Thanks Wife Penny, Will Help Select Full-Time Public Relations Officer
Park Forest, IL—(ENEWSPF)— The Park Forest Village Board was able to say goodbye to a long time village employee and prepare for the future at the rules meeting Monday evening.
Public Information Officer Jerry Shnay announced his retirement Monday after nearly a decade of working for the village.
“For the last decade, I have always considered it an honor and a privilege to shape and tell Park Forest’s story,” Shnay said.
Shnay spoke on the work he had done with the village including Park Forest Discover magazine and working with the village historical society. Shnay reflected back on moving to Park Forest on a sunny March Sunday in 1964 with his wife and two young children, and never leaving the “little shack on Shabbona.”
Several board members and Mayor John Ostenburg expressed gratitude for Shnay’s service, and wished him luck.
“I’ve learned so much about the village from you,” said Trustee Robert McCray.
A power point presentation was also given on the proposed budget for the 2007 fiscal year by Ostenburg, deputy village manager Mary Dankowski, and village manager Tom Mick. The presentation over viewed the budget process and the vision for 2012. No public comments were given.
The board also agreed to move forward with the selection of Lake Shore Investors, LLC as the preferred developer for the proposed Hidden Meadows housing development, placing the item at "first reading" at the June 25 Village Board meeting. According to a June 20 Agenda Briefing prepared by Director of Economic Development and Planning Hildy Kingma for that meeting, the proposed sales price of the property is, $2,232,000. The proposed ordinance stipulates that the sale is "…subject to an approved preliminary plat and planned unit development regarding the Subject Property to be approved by the Village Board. The Subject Property may be sold in phases to the Developer, subject to the approval of the Village Board."
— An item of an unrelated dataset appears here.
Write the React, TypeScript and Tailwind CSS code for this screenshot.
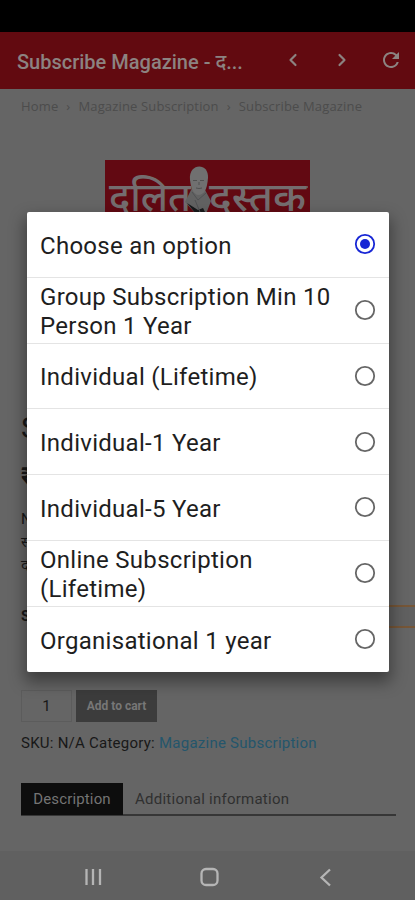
import { ChevronLeft, ChevronRight } from 'lucide-react';
import { MdRefresh } from 'react-icons/md';

const options = [
  'Choose an option',
  'Group Subscription Min 10 Person 1 Year',
  'Individual (Lifetime)',
  'Individual-1 Year',
  'Individual-5 Year',
  'Online Subscription (Lifetime)',
  'Organisational 1 year',
];

const Header = () => (
  <div className="flex h-[57px] items-center bg-[#620a10] pt-[3px] text-[#8c8381]">
    <h1 className="ml-[17px] w-[266px] whitespace-nowrap text-[20px] font-medium">
      Subscribe Magazine - द...
    </h1>
    <ChevronLeft size={20} strokeWidth={2.6} className="-mt-1" />
    <ChevronRight size={20} strokeWidth={2.6} className="-mt-1 ml-[29px]" />
    <MdRefresh size={24} className="-mt-1 ml-[27px]" />
  </div>
);

const Logo = () => (
  <div className="relative mx-auto h-[80px] w-[205px] overflow-hidden bg-[#620912]">
    <svg width="205" height="80" viewBox="0 0 205 80">
      <path d="M5 27H84M105 27H203" stroke="#716467" strokeWidth="1.5" />
      <text x="4" y="51" fontSize="40" fontWeight="500" textLength="82" lengthAdjust="spacingAndGlyphs" fill="#746d6f">
        दलित
      </text>
      <text x="104" y="51" fontSize="40" fontWeight="500" textLength="97" lengthAdjust="spacingAndGlyphs" fill="#746d6f">
        दस्तक
      </text>
      {/* Portrait between the two words */}
      <path d="M80 42L87 28H99L106 41L101 54H91Z" fill="#626262" />
      <path d="M82 43L91 54H101L98 48L93 50Z" fill="#18191b" />
      <path d="M85 20C83 3 104 2 103 18C102 30 99 35 93 35C88 34 86 28 85 20Z" fill="#707070" />
      <path d="M88 20.5H92M95 20.5H99M94 22V25M91 28Q94 29 97 28" stroke="#505050" fill="none" />
      <path d="M87 32L93 40L101 33M90 40L95 52" stroke="#505153" fill="none" />
    </svg>
  </div>
);

const Product = () => (
  <div className="flex h-[762px] flex-col bg-[#656565] text-[#181818]">
    <div className="flex h-[71px] pl-[21px] pt-[8px] font-['Open_Sans'] text-[13px] leading-[18px] tracking-[0.16px] text-[#4c4c4c]">
      <span>Home</span>
      <span className="w-[20px] text-center">›</span>
      <span>Magazine Subscription</span>
      <span className="w-[20px] text-center">›</span>
      <span>Subscribe Magazine</span>
    </div>
    <Logo />
    <div className="mt-[169px] h-[37px] pl-[21px] text-[30px] leading-[37px]">S</div>
    <div className="mt-[12px] h-[38px] pl-[21px] text-[25px] font-bold leading-[38px]">₹</div>
    <div className="mt-[12px] pl-[21px] text-[15px] leading-[23px]">
      <p>N</p>
      <p>स</p>
      <p>द</p>
    </div>
    <div className="mt-[28px] flex h-[23px] items-center pl-[21px]">
      <span className="w-[80px] text-[15px] font-bold">S</span>
      <div className="h-[23px] flex-1 border-y-2 border-[#765637] bg-[#606060]" />
    </div>
    <div className="mt-[62px] flex h-[32px] gap-[4px] pl-[21px]">
      <div className="flex w-[51px] items-center justify-center border border-[#5c5c5c] text-[15px]">1</div>
      <div className="flex w-[81px] items-center justify-center bg-[#3c3c3c] text-[12px] font-bold text-[#777]">
        Add to cart
      </div>
    </div>
    <div className="mt-[11px] pl-[21px] text-[15px] leading-[20px] tracking-[0.25px]">
      SKU: N/A Category: <span className="text-[#24566c]">Magazine Subscription</span>
    </div>
    <div className="ml-[21px] mr-[19px] mt-[31px] flex h-[32px] items-center border-b-2 border-[#363636] text-[15px]">
      <div className="flex h-[32px] w-[102px] items-center justify-center bg-[#0d0d0d] tracking-[0.15px] text-[#747474]">
        Description
      </div>
      <div className="ml-3 tracking-[0.25px] text-[#303030]">Additional information</div>
    </div>
  </div>
);

const SystemNav = () => (
  <div className="flex h-[50px] items-center bg-[#606060]">
    <svg width="415" height="50" viewBox="0 0 415 50" fill="none" stroke="#b5b5b5" strokeWidth="2.3">
      <path d="M86.5 18V34M93 18V34M100 18V34" />
      <rect x="201.5" y="18" width="16" height="16" rx="4.5" />
      <path d="M330 18.5L321.5 26.5L330 34.5" />
    </svg>
  </div>
);

const Dialog = () => (
  <div className="absolute left-[27px] top-[212px] h-[460px] w-[362px] rounded-[2px] bg-white shadow-[0_8px_16px_2px_rgba(0,0,0,0.4)]">
    {options.map((option, i) => (
      <div
        key={option}
        className="flex h-[65.75px] items-center justify-between border-b border-[#e4e4e4] pl-[13px] pr-[13px] last:border-b-0"
      >
        <span className="w-[296px] pt-[3px] text-[24px] leading-[28.5px] tracking-[0.28px] text-[#1e1e1e]">{option}</span>
        <svg width="22" height="22" viewBox="0 0 22 22" fill="none">
          <circle cx="11" cy="11" r="9.2" stroke={i === 0 ? '#1726d5' : '#666'} strokeWidth="1.8" />
          {i === 0 && <circle cx="11" cy="11" r="5" fill="#1726d5" />}
        </svg>
      </div>
    ))}
  </div>
);

const App = () => {
  return (
    <div className="relative h-[900px] w-[415px] overflow-hidden bg-black font-[Roboto,'Noto_Sans',sans-serif]">
      <div className="h-8 bg-black" />
      <Header />
      <Product />
      <SystemNav />
      <Dialog />
    </div>
  );
};

export default App;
Jerry Shnay's complete remarks, provided by Mr. Shnay:
Nearly nine years ago, I was hired by Village Manager Janet Muchnik as this community’s Public Information Officer. For the last decade I have always considered it an honor and a privilege to shape and tell Park Forest’s story.
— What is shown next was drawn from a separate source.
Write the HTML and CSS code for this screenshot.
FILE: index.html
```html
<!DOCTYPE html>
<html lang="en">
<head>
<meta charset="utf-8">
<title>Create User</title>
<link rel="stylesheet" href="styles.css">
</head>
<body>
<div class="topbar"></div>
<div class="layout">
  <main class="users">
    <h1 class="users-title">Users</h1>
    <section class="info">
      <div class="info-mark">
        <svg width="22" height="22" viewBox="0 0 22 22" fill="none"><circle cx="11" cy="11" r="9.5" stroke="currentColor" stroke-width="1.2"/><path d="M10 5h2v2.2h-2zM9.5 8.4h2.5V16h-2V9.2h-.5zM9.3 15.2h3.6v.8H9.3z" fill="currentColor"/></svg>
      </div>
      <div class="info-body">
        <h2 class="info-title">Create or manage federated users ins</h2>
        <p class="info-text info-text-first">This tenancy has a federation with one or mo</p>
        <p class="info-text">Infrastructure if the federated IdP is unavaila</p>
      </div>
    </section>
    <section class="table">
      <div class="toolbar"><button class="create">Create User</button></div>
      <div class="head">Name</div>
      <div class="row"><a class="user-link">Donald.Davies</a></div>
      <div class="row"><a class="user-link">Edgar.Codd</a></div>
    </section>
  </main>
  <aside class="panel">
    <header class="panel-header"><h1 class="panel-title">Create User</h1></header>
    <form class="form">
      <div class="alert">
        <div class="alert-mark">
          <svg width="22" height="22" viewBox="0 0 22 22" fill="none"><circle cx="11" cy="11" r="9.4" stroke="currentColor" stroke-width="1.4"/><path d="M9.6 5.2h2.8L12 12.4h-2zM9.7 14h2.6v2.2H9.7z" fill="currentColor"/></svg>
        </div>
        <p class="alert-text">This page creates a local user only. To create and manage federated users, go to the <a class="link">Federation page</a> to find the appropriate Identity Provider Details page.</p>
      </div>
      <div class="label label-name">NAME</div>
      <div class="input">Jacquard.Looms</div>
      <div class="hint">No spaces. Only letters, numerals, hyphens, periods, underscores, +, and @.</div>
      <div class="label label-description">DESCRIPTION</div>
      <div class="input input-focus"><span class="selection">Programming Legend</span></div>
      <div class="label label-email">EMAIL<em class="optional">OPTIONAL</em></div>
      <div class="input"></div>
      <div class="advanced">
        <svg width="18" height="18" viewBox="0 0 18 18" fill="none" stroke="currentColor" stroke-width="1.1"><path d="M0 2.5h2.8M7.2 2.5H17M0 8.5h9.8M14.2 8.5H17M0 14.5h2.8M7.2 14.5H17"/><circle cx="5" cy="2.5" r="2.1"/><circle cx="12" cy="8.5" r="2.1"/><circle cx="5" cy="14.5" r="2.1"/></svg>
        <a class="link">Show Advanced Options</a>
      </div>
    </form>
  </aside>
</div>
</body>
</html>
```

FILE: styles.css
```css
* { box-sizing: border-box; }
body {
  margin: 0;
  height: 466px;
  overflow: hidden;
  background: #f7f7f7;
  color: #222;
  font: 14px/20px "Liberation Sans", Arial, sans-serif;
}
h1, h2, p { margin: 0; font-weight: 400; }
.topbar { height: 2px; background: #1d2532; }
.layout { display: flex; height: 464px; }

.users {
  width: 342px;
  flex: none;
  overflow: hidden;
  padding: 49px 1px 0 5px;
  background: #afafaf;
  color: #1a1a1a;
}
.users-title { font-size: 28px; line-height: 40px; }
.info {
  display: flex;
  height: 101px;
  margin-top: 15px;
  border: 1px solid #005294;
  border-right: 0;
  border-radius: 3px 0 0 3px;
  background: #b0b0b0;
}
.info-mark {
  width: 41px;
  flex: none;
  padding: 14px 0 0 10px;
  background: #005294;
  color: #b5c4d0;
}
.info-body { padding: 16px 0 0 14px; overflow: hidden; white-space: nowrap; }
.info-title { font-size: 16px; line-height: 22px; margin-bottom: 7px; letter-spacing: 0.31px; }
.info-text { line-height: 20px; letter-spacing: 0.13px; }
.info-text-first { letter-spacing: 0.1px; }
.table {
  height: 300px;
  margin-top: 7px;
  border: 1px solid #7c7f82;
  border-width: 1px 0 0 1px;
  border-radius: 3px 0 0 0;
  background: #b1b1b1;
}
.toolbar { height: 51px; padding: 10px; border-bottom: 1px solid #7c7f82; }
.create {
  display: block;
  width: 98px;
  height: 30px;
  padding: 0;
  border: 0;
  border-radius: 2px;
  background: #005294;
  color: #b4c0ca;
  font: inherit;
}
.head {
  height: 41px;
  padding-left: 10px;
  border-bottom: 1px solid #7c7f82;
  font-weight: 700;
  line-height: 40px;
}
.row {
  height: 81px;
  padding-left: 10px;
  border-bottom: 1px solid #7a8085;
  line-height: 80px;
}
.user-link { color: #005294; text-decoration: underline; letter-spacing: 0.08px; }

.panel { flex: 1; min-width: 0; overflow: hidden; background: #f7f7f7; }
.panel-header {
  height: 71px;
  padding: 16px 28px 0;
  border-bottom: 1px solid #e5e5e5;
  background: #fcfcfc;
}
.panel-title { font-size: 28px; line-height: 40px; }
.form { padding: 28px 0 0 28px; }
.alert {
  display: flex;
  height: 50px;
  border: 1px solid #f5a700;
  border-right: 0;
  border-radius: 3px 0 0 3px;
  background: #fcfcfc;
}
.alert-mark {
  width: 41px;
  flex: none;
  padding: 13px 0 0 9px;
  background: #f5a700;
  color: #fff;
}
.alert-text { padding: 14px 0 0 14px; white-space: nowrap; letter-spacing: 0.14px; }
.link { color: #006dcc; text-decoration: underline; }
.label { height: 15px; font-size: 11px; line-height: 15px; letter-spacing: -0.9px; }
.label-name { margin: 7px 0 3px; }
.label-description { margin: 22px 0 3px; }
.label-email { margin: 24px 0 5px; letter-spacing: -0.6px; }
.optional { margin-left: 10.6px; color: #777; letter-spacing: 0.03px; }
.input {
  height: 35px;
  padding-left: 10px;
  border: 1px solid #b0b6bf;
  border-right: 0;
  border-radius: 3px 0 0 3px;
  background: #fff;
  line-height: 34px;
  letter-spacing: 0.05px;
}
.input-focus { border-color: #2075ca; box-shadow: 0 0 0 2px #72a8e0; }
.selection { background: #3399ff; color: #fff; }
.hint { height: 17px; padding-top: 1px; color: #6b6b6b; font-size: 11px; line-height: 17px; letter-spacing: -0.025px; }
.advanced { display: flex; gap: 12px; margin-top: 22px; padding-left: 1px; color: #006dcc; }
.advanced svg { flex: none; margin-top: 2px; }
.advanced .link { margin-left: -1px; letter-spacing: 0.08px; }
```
What have we accomplished in less than a decade? Twice Park Forest made the finals of the All-America City competition, 2000 and 2006. And I know we came within a hair’s breadth of winning the award in 2000. We changed the look, the feel and the content of our report to the citizenry. From an six-page black and white “Park Forester” we now have a 20 to 28-page full color Park Forest Discover magazine. We told the story of Park Forest in a book that is still on the market. According to the publisher, more than 130 copies of Park Forest: Dreams and Challenges were sold in the last six months. Just two weeks ago, Amazon-dot-com in Japan advertised the book – in Japanese, of course. By the way, all royalties from that book go to the Park Forest Historical Society. My treat.
Along with the Park Forest Historical Society, we aided the Smithsonian Institution in developing a large portion of their permanent exhibit “America on the Move.” In it, the growth of Park Forest is a symbolic centerpiece of how the new suburbs changed the way we went to work.. These are just a few of the examples of what we have done. But times and conditions change. I was hired as a part-time employee. Today, the position demands more than that. The emergence of new media outlets, specifically electronic journalism in its separate and unequal forms, has turned this into a full-time, 40-plus hour a week job.
I have had a frank discussion with Village Manager Tom Mick and we both agree that Public Information should not be and cannot be a part-time operation. So tonight, as part of my duties I will scoop the world by announcing my retirement as the Public Information officer. After I retired from the Chicago Tribune, I wanted to give 10 years to serve the community I love. Well, nine is close enough.
In the next few weeks I will start the process of helping to select a full-time PR person. I will close one door, and hopefully open a couple of windows.
Park Forest is a great community.
Penny and I and our two young children came to Park Forest on a sunny March Sunday in 1964. We’ve lived in our little shack on Shabbona from the last 42 years. We never left, nor do we intend to. My stepfather-in-law, Tom McDade, helped develop this village. When he retired, he and his wife moved back to Park Forest. Today my son and his family live in their house on Lakewood Boulevard.
When people tell me “have a good day,” I usually reply by saying “I always do.” Well, I’ve always had a good day working for Park Forest and I intend to keep it that way.